*Set exercise:*
Check every line below for the string "React", and copy the lines that contain it.

*Data segment:*
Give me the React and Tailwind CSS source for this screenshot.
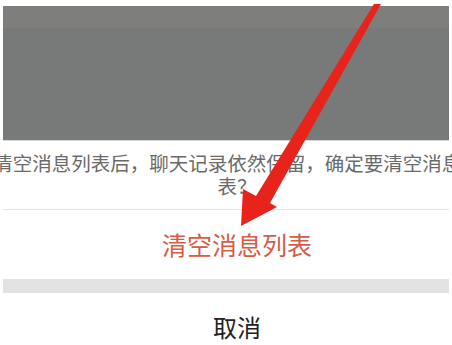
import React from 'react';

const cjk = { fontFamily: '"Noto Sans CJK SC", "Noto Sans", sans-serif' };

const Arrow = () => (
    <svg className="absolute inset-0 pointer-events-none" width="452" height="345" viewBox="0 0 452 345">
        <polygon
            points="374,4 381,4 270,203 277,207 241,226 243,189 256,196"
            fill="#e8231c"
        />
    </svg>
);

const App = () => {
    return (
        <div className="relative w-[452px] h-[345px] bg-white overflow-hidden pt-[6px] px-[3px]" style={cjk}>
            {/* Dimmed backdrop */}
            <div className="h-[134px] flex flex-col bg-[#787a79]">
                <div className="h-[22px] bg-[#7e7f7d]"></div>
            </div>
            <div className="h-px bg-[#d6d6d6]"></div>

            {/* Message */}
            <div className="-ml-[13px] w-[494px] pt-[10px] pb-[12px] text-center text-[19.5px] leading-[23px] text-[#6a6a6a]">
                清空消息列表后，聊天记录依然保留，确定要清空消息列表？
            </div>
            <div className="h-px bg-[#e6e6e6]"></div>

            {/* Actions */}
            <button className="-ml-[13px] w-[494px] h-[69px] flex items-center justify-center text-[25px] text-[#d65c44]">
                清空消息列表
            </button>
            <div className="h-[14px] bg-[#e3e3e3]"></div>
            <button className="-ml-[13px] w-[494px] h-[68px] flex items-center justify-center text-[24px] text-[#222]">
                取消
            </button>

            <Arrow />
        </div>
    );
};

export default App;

*Answer to the task:*
Give me the React and Tailwind CSS source for this screenshot.
import React from 'react';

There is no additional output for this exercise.